汽车一路狂飙,用最快的速度赶到了空军医院,现在整个空军医院一片忙乱,所有人都忙出忙入,而军队接手了医院的安保工作,毫不羞涩的在医院外围放了一个营的兵力外带一个装甲连,上空还有直升机巡逻,而医院内部的安保工作则由一批浑身充满了精悍气息的黑色制服的工作人员接替,当过兵的人都看得出这些看上去衣冠楚楚的黑衣人身上都藏有微型冲锋枪,布防也极其专业,想要攻下他们的防线,得动用营级以上的兵力再加上火箭炮之类的重武器才办得到。
停机坪时不时有直升机起落,忙得两眼发黑的医务人员冲上飞机去紧急采购一些特种医疗器械和药物,更不断有医学专家被人从被窝里拎出来一脚踹上飞机,直接送到这里来。整个空军医院
就像被人捅烂了的蚂蚁窝,都乱套了,好在,还是乱中有序的。韩枫和柳哲守在急救室门外,就像两尊门神,出出入入的护士想要他们闪开,可是看到他们脸上的焦急和惊惶,心也就软了,只好让他们守在这里。韩雅洁冲过来,一路上险些撞倒了好几名护士。
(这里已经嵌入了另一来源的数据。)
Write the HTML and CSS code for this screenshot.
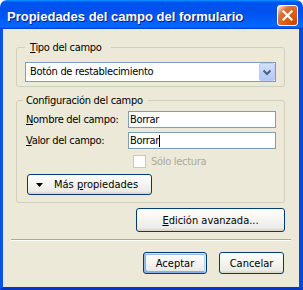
FILE: index.html
```html
<!DOCTYPE html>
<html lang="es">
<head>
<meta charset="utf-8">
<title>Propiedades del campo del formulario</title>
<link rel="stylesheet" href="styles.css">
</head>
<body>
<div class="window">
  <div class="titlebar">
    <span class="title">Propiedades del campo del formulario</span>
    <span class="close" aria-label="Cerrar">
      <svg width="19" height="19" viewBox="0 0 19 19"><path d="M5.5 5.5 L13.5 13.5 M13.5 5.5 L5.5 13.5" stroke="#fff" stroke-width="2.2" stroke-linecap="square" fill="none"/></svg>
    </span>
  </div>
  <div class="body">
    <fieldset class="group g1">
      <legend><u>T</u>ipo del campo</legend>
      <div class="combo">
        <span class="combo-text">Botón de restablecimiento</span>
        <span class="combo-btn">
          <svg width="14" height="16" viewBox="0 0 14 16"><path d="M3.5 6.5 L7 10 L10.5 6.5" stroke="#4D6185" stroke-width="2" fill="none"/></svg>
        </span>
      </div>
    </fieldset>
    <fieldset class="group g2">
      <legend>Configuración del campo</legend>
      <div class="row">
        <span class="label"><u>N</u>ombre del campo:</span>
        <span class="field">Borrar</span>
      </div>
      <div class="row">
        <span class="label"><u>V</u>alor del campo:</span>
        <span class="field">Borrar<span class="caret"></span></span>
      </div>
      <div class="check-row">
        <span class="checkbox"></span>
        <span class="check-label">Sólo lectura</span>
      </div>
      <button class="btn more">
        <svg width="7" height="4" viewBox="0 0 7 4"><path d="M0 0 H7 L3.5 4 Z" fill="#000"/></svg>
        <span class="more-text">Más <u>p</u>ropiedades</span>
      </button>
    </fieldset>
    <button class="btn adv"><u>E</u>dición avanzada...</button>
    <div class="sep"></div>
    <div class="actions">
      <button class="btn default ok">Aceptar</button>
      <button class="btn cancel">Cancelar</button>
    </div>
  </div>
</div>
</body>
</html>
```
FILE: styles.css
```css
html, body {
  margin: 0;
  padding: 0;
  background: #fff;
}

body {
  font-family: "DejaVu Sans Condensed", "DejaVu Sans", sans-serif;
  font-stretch: semi-condensed;
  font-size: 11px;
  letter-spacing: -0.3px;
  color: #000;
}

.window {
  width: 303px;
  height: 290px;
  display: flex;
  flex-direction: column;
}

.titlebar {
  height: 29px;
  flex: none;
  box-sizing: border-box;
  border-radius: 7px 7px 0 0;
  background: linear-gradient(180deg, #0997ff, #0053ee 8%, #0050ee 40%, #0066ff 88%, #0066ff 93%, #005bff 95%, #003dd7 96%, #003dd7);
  display: flex;
  align-items: flex-start;
  justify-content: space-between;
  padding: 0 5px 0 7px;
}

.title {
  margin-top: 9px;
  font-family: "Liberation Sans", Arial, sans-serif;
  font-stretch: normal;
  font-weight: bold;
  font-size: 13px;
  line-height: 15px;
  letter-spacing: 0;
  color: #fff;
  text-shadow: 1px 1px #0a1883;
  white-space: nowrap;
}

.close {
  margin-top: 5px;
  width: 21px;
  height: 21px;
  box-sizing: border-box;
  border: 1px solid #fff;
  border-radius: 3px;
  background: radial-gradient(circle at 90% 90%, #cc4600 0%, #dc6527 55%, #cd7546 70%, #ffccb2 90%, #fff 100%);
  display: flex;
  align-items: center;
  justify-content: center;
}

.close svg {
  display: block;
}

.body {
  flex: 1;
  background: #ece9d8;
  border-left: 3px solid #0554e8;
  border-right: 4px solid #0349dd;
  border-bottom: 3px solid #0336c9;
  padding: 0 14px 0 13px;
  display: flex;
  flex-direction: column;
}

.group {
  margin: 0;
  border: 1px solid #d0d0bf;
  border-radius: 3px;
  min-width: 0;
}

.group legend {
  line-height: 13px;
  white-space: nowrap;
}

.g1 {
  margin-top: 12px;
  padding: 8px 8px 4px 8px;
}

.g1 legend {
  padding: 0 9px 0 5px;
}

.g2 {
  margin-top: 7px;
  padding: 4px 8px 7px 9px;
}

.g2 legend {
  margin-left: -3px;
  padding: 0 5px 0 3px;
}

.combo {
  height: 20px;
  box-sizing: border-box;
  border: 1px solid #7f9db9;
  background: #fff;
  display: flex;
  align-items: stretch;
  justify-content: space-between;
}

.combo-text {
  padding-left: 4px;
  line-height: 18px;
}

.combo-btn {
  width: 16px;
  box-sizing: border-box;
  border: 1px solid #bccbf3;
  border-radius: 2px;
  background: linear-gradient(180deg, #d2dffd, #c1d3fb 50%, #b3c7f6);
  display: flex;
  align-items: center;
  justify-content: center;
}

.row {
  display: flex;
  align-items: center;
  height: 17px;
}

.row + .row {
  margin-top: 4px;
}

.label {
  width: 102px;
  flex: none;
  white-space: nowrap;
}

.field {
  width: 148px;
  height: 17px;
  box-sizing: border-box;
  border: 1px solid #7f9db9;
  background: #fff;
  padding-left: 1px;
  line-height: 15px;
  display: flex;
  align-items: center;
}

.caret {
  display: inline-block;
  width: 1px;
  height: 12px;
  background: #000;
  margin-left: 0;
}

.check-row {
  margin-top: 6px;
  padding-left: 107px;
  display: flex;
  align-items: center;
  height: 13px;
}

.checkbox {
  width: 13px;
  height: 13px;
  box-sizing: border-box;
  border: 1px solid #cac8bb;
  background: #fff;
  flex: none;
}

.check-label {
  margin-left: 5px;
  color: #aca899;
}

.btn {
  font: inherit;
  color: #000;
  border: 1px solid #003c74;
  border-radius: 3px;
  background: linear-gradient(180deg, #fff, #ecebe6 86%, #d6d0c5);
  padding: 0;
  margin: 0;
  box-sizing: border-box;
  display: flex;
  align-items: center;
  justify-content: center;
}

.more {
  margin-top: 6px;
  margin-left: 1px;
  width: 125px;
  height: 21px;
  justify-content: flex-start;
  padding-left: 8px;
}

.more svg {
  display: block;
  flex: none;
}

.more-text {
  margin-left: 11px;
}

.adv {
  align-self: flex-end;
  margin-top: 5px;
  width: 149px;
  height: 24px;
}

.sep {
  margin: 7px -6px 0 -5px;
  border-top: 1px solid #aca899;
  border-bottom: 1px solid #fff;
}

.actions {
  margin-top: 11px;
  padding-right: 1px;
  display: flex;
  justify-content: flex-end;
  gap: 12px;
}

.ok {
  width: 64px;
  height: 22px;
}

.cancel {
  width: 65px;
  height: 22px;
}

.default {
  box-shadow: inset -1px 1px #cee7ff, inset 1px 2px #98b8ea, inset -2px 2px #bcd4f6, inset 1px -1px #89ade4, inset 2px -2px #89ade4;
}
```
她一手抓住韩枫,问:“他怎么样了?他怎么样了?”
韩枫呆呆的说:“他伤得很重,胸部被弹片击中,伤急肺部,左手动脉也被弹片割破,失血多达百分之三十五以上,被抬下飞机时都不会呼吸了······”
韩雅洁厉声喝:“当时你们为什么不跟我联系?为什么不设法跟防空指挥中心联系?这样很好玩是吗!?”
韩枫带着哭腔说:“我们也想啊!可是······可是······”
柳哲帮他说下去:“我们都不知道该如何跟防空指挥中心联系,他倒是知道,可是一直没有通话,专家说那架飞机的电台坏了,只能接听无法通话。我们也不知道他为什么那么固执,都到了那一步了还不顾一切的要保住这架飞机······他把这架飞机看得比自己的命还重啊!”
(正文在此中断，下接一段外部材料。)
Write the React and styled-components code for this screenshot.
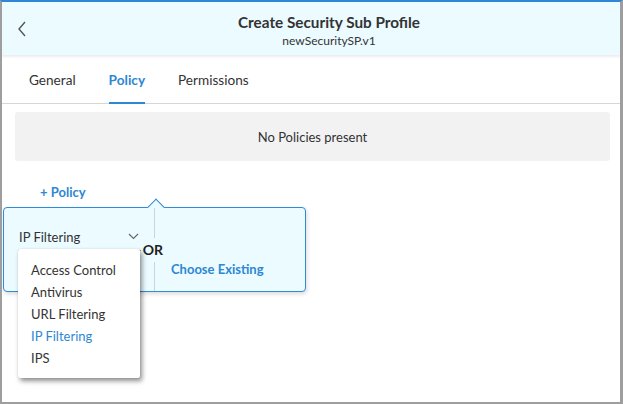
import React from "react";
import styled, { createGlobalStyle } from "styled-components";

const Global = createGlobalStyle`
  html, body { margin: 0; padding: 0; background: #fff; }
  body { font-family: Lato, "Noto Sans", sans-serif; color: #333; }
  * { box-sizing: border-box; }
`;

const Frame = styled.div`
  width: 623px;
  height: 404px;
  border-left: 2px solid #9e9e9e;
  border-right: 3px solid #9e9e9e;
  border-bottom: 2px solid #9e9e9e;
  border-top: 2px solid #2f86d6;
  display: flex;
  flex-direction: column;
  position: relative;
  overflow: hidden;
`;

const Header = styled.header`
  height: 53px;
  background: #ebfbff;
  display: flex;
  align-items: center;
  box-shadow: 0 2px 2px rgba(0, 0, 0, 0.08);
  position: relative;
  z-index: 1;
`;

const BackButton = styled.button`
  width: 36px;
  height: 100%;
  border: 0;
  background: transparent;
  padding: 0 0 0 15px;
  display: flex;
  align-items: center;
  cursor: pointer;
`;

const TitleBlock = styled.div`
  flex: 1;
  display: flex;
  flex-direction: column;
  align-items: center;
  padding-top: 4px;
`;

const Title = styled.h1`
  margin: 0;
  font-size: 15.3px;
  font-weight: 700;
  color: #333;
  line-height: 20px;
`;

const Subtitle = styled.div`
  font-size: 12px;
  color: #333;
  line-height: 16px;
  margin-top: 1px;
`;

const Tabs = styled.nav`
  height: 49px;
  display: flex;
  align-items: stretch;
  padding-left: 27px;
  gap: 33px;
  border-bottom: 1px solid #d6d6d6;
`;

const Tab = styled.div`
  display: flex;
  align-items: center;
  font-size: 13.6px;
  font-weight: ${(p) => (p.$active ? 700 : 400)};
  color: ${(p) => (p.$active ? "#2d87d3" : "#333")};
  border-bottom: 2px solid ${(p) => (p.$active ? "#2d87d3" : "transparent")};
  margin-bottom: -1px;
  padding-top: 2px;
`;

const Body = styled.main`
  flex: 1;
  padding: 8px 10px 0 13px;
  position: relative;
`;

const EmptyBox = styled.div`
  height: 49px;
  background: #f2f2f2;
  border-radius: 3px;
  display: flex;
  align-items: center;
  justify-content: center;
  font-size: 13px;
  color: #333;
`;

const AddLink = styled.div`
  margin: 23px 0 0 25px;
  font-size: 13px;
  font-weight: 700;
  color: #2d87d3;
  line-height: 16px;
`;

const Popover = styled.div`
  position: absolute;
  left: 1px;
  top: 205px;
  width: 303px;
  height: 85px;
  background: #ebfbff;
  border: 1px solid #2f8ad8;
  border-radius: 4px;
  box-shadow: 1px 2px 4px rgba(0, 0, 0, 0.15);
  display: flex;
  z-index: 2;
`;

const Arrow = styled.div`
  position: absolute;
  left: 146px;
  top: -7px;
  width: 12px;
  height: 12px;
  background: #ebfbff;
  border-left: 1px solid #2f8ad8;
  border-top: 1px solid #2f8ad8;
  transform: rotate(45deg);
`;

const LeftCol = styled.div`
  width: 151px;
  padding: 16px 14px 0 14px;
  border-right: 1px solid #c6d6da;
  position: relative;
`;

const SelectBox = styled.div`
  height: 26px;
  display: flex;
  align-items: center;
  justify-content: space-between;
  border-bottom: 1px dashed #9a9a9a;
  font-size: 13px;
  color: #333;
  padding: 0 2px 2px 1px;
  margin-top: 1px;
  width: 123px;
`;

const OrLabel = styled.span`
  position: absolute;
  right: -9px;
  top: 30px;
  background: #ebfbff;
  font-size: 14px;
  font-weight: 700;
  color: #222;
  padding: 4px 0;
  line-height: 16px;
`;

const RightCol = styled.div`
  flex: 1;
  display: flex;
  align-items: flex-start;
  padding: 53px 0 0 16px;
`;

const ChooseLink = styled.span`
  font-size: 13px;
  font-weight: 700;
  color: #2d87d3;
  line-height: 16px;
`;

const Menu = styled.ul`
  position: absolute;
  left: 16px;
  top: 247px;
  width: 122px;
  height: 129px;
  margin: 0;
  padding: 10px 0 0 0;
  list-style: none;
  background: #fff;
  border-radius: 2px;
  box-shadow: 2px 3px 5px rgba(0, 0, 0, 0.45), 0 0 1px rgba(0, 0, 0, 0.2);
  z-index: 3;
`;

const MenuItem = styled.li`
  height: 22px;
  display: flex;
  align-items: center;
  padding-left: 13px;
  font-size: 13px;
  color: ${(p) => (p.$selected ? "#2d87d3" : "#333")};
`;

const items = ["Access Control", "Antivirus", "URL Filtering", "IP Filtering", "IPS"];

export default function App() {
  return (
    <>
      <Global />
      <Frame>
        <Header>
          <BackButton aria-label="Back">
            <svg width="10" height="16" viewBox="0 0 10 16">
              <path d="M8 1 L2 8 L8 15" fill="none" stroke="#555" strokeWidth="1.4" />
            </svg>
          </BackButton>
          <TitleBlock>
            <Title>Create Security Sub Profile</Title>
            <Subtitle>newSecuritySP.v1</Subtitle>
          </TitleBlock>
        </Header>
        <Tabs>
          <Tab>General</Tab>
          <Tab $active>Policy</Tab>
          <Tab>Permissions</Tab>
        </Tabs>
        <Body>
          <EmptyBox>No Policies present</EmptyBox>
          <AddLink>+ Policy</AddLink>
        </Body>
        <Popover>
          <Arrow />
          <LeftCol>
            <SelectBox>
              <span>IP Filtering</span>
              <svg width="11" height="7" viewBox="0 0 11 7">
                <path d="M1 1 L5.5 5.5 L10 1" fill="none" stroke="#666" strokeWidth="1.1" />
              </svg>
            </SelectBox>
            <OrLabel>OR</OrLabel>
          </LeftCol>
          <RightCol>
            <ChooseLink>Choose Existing</ChooseLink>
          </RightCol>
        </Popover>
        <Menu>
          {items.map((it) => (
            <MenuItem key={it} $selected={it === "IP Filtering"}>
              {it}
            </MenuItem>
          ))}
        </Menu>
      </Frame>
    </>
  );
}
韩雅洁松开韩枫,喃喃自语:“疯子,这个疯子,就没有一天能让人省心的······他要是出了什么事,这后果谁能负责啊!”疲惫不堪的她也像一尊门神一样守在那里,一动不动,焦急地等待着医生宣判,不管是好消息还是坏消息。
一个小时过去了······
两个小时过去了······
三个小时过去了······
那个总是不停的闯祸的家伙还是没有消息······
韩雅洁并不知道,在万里之外的中南海,总参谋长和总理也在焦急地等待着消息。
在大洋彼岸,合众国的权力中枢白宫与及五角大楼,同样也有一大批跺跺脚世界都在颤三颤的大人物在焦急地等待着消息。要是柳维平知道有这么多重量级人物陪他度过了一个难捱的不眠之夜,他一定会笑得嘴角发酸,直呼不枉此生的——尽管白宫和五角大楼里的大人物根本不知道他是哪个庙的葱。
左等。
右等。
等来等去,军情扃扃长终于姗姗来迟。总统焦急万分的问:“情况怎么样了?那三架飞机怎么样了?”